#### [What you are asked to do]
Return the material exactly, first line through the line containing "4.7 C4.2 3.6", and nothing more. Pictures stay out.

#### [Dataset content]

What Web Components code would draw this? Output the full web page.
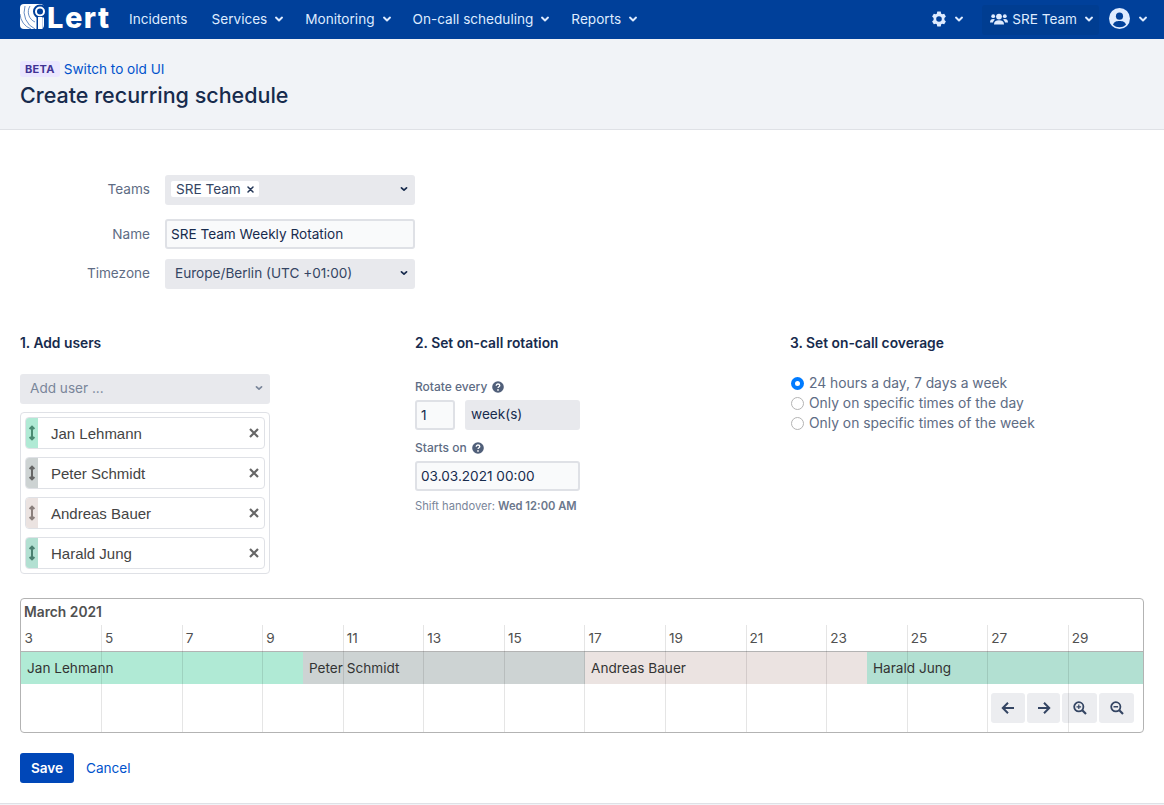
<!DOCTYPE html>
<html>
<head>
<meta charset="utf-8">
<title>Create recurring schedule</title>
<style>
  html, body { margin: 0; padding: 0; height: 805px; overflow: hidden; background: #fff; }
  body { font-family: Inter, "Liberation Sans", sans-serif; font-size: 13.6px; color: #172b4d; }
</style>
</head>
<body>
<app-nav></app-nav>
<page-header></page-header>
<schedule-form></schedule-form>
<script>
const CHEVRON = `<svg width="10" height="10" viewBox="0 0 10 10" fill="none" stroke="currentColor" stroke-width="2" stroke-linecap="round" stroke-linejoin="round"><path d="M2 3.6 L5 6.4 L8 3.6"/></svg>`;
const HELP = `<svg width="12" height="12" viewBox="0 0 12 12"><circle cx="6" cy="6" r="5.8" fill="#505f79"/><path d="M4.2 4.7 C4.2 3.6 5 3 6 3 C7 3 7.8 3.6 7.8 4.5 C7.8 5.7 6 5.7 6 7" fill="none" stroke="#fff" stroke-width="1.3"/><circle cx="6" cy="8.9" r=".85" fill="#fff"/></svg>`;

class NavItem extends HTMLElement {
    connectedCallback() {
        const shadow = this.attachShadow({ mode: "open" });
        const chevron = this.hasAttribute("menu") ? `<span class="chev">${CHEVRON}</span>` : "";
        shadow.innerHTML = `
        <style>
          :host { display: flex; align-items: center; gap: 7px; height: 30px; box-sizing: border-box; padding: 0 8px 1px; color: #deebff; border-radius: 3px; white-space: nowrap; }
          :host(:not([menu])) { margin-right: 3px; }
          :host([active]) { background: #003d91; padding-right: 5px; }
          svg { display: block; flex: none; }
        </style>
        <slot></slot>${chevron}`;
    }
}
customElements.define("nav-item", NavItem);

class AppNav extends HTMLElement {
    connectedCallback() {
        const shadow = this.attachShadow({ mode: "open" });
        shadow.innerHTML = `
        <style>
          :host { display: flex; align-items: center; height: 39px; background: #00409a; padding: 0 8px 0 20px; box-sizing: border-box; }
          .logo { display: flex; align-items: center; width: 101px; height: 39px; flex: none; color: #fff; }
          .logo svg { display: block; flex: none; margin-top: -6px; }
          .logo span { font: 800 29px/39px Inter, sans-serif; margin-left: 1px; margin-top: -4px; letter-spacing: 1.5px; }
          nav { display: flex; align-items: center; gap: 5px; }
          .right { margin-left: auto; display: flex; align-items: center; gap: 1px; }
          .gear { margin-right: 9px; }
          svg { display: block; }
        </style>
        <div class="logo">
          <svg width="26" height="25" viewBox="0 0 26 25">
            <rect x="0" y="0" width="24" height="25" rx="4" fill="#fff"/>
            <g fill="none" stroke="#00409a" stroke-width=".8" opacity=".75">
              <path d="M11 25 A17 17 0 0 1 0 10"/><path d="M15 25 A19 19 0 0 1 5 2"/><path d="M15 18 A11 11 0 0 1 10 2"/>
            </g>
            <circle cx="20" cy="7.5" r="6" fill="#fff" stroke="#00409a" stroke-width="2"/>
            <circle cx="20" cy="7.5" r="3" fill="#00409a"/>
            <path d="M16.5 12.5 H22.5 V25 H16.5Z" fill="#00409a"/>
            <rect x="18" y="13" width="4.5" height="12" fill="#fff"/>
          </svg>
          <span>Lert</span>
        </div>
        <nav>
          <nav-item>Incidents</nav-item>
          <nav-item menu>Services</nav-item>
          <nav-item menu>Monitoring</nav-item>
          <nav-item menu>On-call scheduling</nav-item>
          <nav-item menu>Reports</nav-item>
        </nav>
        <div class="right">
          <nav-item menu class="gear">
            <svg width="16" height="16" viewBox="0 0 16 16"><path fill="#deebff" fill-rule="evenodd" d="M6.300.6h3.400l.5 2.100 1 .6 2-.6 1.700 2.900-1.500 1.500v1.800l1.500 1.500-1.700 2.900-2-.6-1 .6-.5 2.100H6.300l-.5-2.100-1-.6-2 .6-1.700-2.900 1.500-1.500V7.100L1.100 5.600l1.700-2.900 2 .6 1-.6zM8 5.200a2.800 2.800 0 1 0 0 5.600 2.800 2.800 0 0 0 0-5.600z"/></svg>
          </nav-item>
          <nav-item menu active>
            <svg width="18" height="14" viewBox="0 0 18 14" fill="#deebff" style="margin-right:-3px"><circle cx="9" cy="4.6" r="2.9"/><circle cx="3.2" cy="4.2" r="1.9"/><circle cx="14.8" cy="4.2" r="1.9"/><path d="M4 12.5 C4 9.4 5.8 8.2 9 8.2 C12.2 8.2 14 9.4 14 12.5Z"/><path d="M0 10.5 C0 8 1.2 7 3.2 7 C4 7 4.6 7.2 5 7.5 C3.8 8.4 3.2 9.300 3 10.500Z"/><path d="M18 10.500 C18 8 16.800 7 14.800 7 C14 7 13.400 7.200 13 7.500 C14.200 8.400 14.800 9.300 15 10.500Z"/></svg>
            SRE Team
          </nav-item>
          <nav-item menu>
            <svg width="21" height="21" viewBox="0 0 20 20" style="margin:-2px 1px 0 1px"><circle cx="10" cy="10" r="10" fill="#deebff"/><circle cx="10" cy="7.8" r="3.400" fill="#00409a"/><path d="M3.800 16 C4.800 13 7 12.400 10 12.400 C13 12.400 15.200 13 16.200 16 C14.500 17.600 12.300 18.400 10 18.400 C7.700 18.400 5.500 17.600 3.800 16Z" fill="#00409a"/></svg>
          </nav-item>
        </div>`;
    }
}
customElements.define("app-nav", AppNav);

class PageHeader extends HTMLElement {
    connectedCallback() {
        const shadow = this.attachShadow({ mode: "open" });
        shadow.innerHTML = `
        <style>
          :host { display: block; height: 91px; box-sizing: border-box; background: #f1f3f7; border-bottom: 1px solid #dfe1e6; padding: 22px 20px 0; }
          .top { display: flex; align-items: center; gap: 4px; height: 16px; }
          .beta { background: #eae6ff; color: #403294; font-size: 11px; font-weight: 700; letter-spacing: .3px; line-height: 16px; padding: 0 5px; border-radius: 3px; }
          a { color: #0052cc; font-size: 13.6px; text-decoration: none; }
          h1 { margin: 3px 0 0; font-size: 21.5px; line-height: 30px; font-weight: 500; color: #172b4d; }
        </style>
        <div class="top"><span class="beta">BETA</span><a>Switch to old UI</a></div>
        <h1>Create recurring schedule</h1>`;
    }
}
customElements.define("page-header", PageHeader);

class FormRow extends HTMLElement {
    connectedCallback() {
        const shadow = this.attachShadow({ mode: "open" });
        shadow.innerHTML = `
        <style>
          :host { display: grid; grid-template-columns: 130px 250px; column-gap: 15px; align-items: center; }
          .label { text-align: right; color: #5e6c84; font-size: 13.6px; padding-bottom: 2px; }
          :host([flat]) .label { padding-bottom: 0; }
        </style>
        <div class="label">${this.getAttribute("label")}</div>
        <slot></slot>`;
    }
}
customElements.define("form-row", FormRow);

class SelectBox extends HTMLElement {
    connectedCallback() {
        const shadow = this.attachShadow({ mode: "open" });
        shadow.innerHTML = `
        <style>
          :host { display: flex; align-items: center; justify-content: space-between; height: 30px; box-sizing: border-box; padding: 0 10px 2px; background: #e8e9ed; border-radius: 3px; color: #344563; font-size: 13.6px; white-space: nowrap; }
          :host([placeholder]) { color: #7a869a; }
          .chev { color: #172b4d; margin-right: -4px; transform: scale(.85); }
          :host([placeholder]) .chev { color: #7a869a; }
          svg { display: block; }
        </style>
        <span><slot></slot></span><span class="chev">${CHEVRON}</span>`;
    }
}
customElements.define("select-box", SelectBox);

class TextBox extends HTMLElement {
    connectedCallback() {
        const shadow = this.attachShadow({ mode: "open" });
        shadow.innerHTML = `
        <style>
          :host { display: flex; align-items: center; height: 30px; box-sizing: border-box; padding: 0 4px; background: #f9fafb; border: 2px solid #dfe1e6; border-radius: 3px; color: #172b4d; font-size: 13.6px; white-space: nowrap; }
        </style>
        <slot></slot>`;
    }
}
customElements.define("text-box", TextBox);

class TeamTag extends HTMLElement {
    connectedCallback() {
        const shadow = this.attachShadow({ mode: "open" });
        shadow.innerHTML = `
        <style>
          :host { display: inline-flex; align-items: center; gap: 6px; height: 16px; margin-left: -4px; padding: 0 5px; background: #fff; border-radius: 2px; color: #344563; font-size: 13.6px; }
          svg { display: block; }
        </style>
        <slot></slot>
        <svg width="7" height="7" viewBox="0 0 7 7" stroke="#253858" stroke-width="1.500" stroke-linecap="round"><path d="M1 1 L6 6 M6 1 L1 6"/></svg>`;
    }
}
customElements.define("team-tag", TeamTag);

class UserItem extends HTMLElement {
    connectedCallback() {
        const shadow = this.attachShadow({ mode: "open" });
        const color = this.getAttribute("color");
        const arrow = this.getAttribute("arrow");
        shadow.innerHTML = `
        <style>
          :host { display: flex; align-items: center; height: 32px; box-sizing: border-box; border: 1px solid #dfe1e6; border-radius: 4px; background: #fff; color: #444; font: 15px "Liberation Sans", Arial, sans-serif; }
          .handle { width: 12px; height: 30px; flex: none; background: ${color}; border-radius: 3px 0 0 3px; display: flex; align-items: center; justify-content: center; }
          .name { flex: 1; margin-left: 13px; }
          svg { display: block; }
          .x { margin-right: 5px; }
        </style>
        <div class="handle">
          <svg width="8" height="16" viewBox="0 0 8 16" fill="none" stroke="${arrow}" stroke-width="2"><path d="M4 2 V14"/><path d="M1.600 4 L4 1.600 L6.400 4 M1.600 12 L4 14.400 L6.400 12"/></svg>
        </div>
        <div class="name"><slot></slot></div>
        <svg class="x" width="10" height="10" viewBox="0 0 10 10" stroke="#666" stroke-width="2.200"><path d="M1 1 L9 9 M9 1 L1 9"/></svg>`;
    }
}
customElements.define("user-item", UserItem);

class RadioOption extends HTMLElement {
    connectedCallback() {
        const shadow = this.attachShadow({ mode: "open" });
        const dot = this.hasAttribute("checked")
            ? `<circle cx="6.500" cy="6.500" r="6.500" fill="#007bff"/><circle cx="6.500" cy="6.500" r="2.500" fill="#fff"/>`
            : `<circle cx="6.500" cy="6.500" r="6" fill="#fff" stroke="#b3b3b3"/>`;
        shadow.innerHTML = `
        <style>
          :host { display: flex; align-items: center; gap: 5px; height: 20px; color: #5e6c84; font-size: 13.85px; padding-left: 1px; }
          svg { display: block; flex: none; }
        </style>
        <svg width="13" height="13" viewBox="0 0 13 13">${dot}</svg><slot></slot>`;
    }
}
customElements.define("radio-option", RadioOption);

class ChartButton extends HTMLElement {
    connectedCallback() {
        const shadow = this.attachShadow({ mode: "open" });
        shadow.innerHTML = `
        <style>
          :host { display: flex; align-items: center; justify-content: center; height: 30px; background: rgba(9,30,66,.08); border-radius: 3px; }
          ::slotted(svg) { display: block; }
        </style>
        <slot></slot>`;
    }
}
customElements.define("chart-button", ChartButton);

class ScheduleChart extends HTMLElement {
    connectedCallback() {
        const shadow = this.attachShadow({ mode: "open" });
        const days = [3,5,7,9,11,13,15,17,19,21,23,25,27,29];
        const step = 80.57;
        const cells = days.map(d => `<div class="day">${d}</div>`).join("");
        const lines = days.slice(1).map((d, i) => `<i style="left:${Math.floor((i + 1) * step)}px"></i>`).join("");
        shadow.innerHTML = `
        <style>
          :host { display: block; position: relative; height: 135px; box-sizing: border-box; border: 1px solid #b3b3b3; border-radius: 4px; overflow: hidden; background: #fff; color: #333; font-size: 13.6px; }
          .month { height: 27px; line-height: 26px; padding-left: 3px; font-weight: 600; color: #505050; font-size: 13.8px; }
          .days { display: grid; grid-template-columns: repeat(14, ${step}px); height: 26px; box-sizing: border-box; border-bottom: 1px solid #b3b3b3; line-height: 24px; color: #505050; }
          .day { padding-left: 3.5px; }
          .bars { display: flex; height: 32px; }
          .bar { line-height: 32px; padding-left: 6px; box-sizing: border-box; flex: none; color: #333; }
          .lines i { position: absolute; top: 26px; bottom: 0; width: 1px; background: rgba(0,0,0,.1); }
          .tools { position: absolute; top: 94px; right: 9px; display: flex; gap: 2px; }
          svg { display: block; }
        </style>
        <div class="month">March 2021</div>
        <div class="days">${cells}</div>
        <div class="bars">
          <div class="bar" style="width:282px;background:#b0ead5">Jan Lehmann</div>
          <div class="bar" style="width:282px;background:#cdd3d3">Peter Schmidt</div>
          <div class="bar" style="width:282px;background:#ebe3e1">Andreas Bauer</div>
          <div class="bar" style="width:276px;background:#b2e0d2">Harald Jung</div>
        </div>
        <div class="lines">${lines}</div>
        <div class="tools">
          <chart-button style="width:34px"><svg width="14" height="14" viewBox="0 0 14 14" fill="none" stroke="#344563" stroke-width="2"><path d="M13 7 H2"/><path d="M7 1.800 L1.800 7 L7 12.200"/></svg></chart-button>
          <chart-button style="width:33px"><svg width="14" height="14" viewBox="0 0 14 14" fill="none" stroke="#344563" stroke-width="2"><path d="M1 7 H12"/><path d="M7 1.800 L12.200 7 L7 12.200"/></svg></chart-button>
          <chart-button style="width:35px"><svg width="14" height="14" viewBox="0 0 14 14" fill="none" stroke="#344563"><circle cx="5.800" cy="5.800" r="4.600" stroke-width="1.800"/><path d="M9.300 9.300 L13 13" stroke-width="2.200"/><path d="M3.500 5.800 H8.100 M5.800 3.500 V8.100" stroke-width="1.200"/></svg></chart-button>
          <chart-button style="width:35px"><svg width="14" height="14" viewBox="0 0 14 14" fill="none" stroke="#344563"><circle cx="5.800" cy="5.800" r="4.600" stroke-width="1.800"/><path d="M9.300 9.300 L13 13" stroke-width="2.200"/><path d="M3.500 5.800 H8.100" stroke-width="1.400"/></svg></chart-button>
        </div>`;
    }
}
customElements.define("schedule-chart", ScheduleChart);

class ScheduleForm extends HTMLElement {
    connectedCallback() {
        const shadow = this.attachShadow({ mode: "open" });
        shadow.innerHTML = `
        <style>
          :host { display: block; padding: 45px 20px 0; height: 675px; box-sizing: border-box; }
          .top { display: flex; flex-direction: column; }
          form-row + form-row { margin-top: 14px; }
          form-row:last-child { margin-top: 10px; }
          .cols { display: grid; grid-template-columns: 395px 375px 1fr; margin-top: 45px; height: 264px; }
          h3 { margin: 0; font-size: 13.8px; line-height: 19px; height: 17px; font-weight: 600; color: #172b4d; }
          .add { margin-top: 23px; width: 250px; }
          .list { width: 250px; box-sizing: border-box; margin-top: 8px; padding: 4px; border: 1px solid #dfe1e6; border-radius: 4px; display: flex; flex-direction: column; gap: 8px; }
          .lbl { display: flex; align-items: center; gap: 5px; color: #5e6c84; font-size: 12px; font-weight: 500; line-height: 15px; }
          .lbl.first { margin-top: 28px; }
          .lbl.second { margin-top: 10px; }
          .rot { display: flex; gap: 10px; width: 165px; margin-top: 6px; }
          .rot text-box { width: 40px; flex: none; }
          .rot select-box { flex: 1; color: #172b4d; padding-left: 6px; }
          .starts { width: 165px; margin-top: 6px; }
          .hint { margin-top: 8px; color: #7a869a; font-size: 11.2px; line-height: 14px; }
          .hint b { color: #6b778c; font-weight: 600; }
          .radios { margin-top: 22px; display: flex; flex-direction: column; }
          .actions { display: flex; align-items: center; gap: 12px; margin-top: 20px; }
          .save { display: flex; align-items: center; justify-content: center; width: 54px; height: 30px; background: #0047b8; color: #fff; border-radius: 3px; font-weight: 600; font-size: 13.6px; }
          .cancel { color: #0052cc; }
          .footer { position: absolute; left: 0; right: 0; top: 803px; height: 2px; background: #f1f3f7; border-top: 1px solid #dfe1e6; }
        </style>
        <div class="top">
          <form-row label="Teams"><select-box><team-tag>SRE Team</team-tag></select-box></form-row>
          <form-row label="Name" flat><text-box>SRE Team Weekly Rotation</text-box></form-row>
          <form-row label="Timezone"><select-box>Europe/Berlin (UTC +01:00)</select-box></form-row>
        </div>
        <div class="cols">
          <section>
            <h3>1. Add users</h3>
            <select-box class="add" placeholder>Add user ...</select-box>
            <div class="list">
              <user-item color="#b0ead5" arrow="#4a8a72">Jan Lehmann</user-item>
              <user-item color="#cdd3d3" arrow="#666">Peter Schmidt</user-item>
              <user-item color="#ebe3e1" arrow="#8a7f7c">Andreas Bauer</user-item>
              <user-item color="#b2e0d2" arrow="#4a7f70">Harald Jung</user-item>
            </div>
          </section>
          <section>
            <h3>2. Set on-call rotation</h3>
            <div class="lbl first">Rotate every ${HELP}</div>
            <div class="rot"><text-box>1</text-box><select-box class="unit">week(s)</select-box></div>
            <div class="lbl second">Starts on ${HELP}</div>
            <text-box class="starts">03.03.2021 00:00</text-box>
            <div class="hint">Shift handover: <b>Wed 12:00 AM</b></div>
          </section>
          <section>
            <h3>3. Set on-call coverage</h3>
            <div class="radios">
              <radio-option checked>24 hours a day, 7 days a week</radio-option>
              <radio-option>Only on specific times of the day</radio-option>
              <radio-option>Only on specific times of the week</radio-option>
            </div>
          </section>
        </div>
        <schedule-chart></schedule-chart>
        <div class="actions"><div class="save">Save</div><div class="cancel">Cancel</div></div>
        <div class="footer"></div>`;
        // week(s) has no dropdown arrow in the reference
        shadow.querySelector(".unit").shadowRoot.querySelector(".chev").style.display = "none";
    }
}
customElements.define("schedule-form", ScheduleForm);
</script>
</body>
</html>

#### [Expected output]
What Web Components code would draw this? Output the full web page.
<!DOCTYPE html>
<html>
<head>
<meta charset="utf-8">
<title>Create recurring schedule</title>
<style>
  html, body { margin: 0; padding: 0; height: 805px; overflow: hidden; background: #fff; }
  body { font-family: Inter, "Liberation Sans", sans-serif; font-size: 13.6px; color: #172b4d; }
</style>
</head>
<body>
<app-nav></app-nav>
<page-header></page-header>
<schedule-form></schedule-form>
<script>
const CHEVRON = `<svg width="10" height="10" viewBox="0 0 10 10" fill="none" stroke="currentColor" stroke-width="2" stroke-linecap="round" stroke-linejoin="round"><path d="M2 3.6 L5 6.4 L8 3.6"/></svg>`;
const HELP = `<svg width="12" height="12" viewBox="0 0 12 12"><circle cx="6" cy="6" r="5.8" fill="#505f79"/><path d="M4.2 4.7 C4.2 3.6 5 3 6 3 C7 3 7.8 3.6 7.8 4.5 C7.8 5.7 6 5.7 6 7" fill="none" stroke="#fff" stroke-width="1.3"/><circle cx="6" cy="8.9" r=".85" fill="#fff"/></svg>`;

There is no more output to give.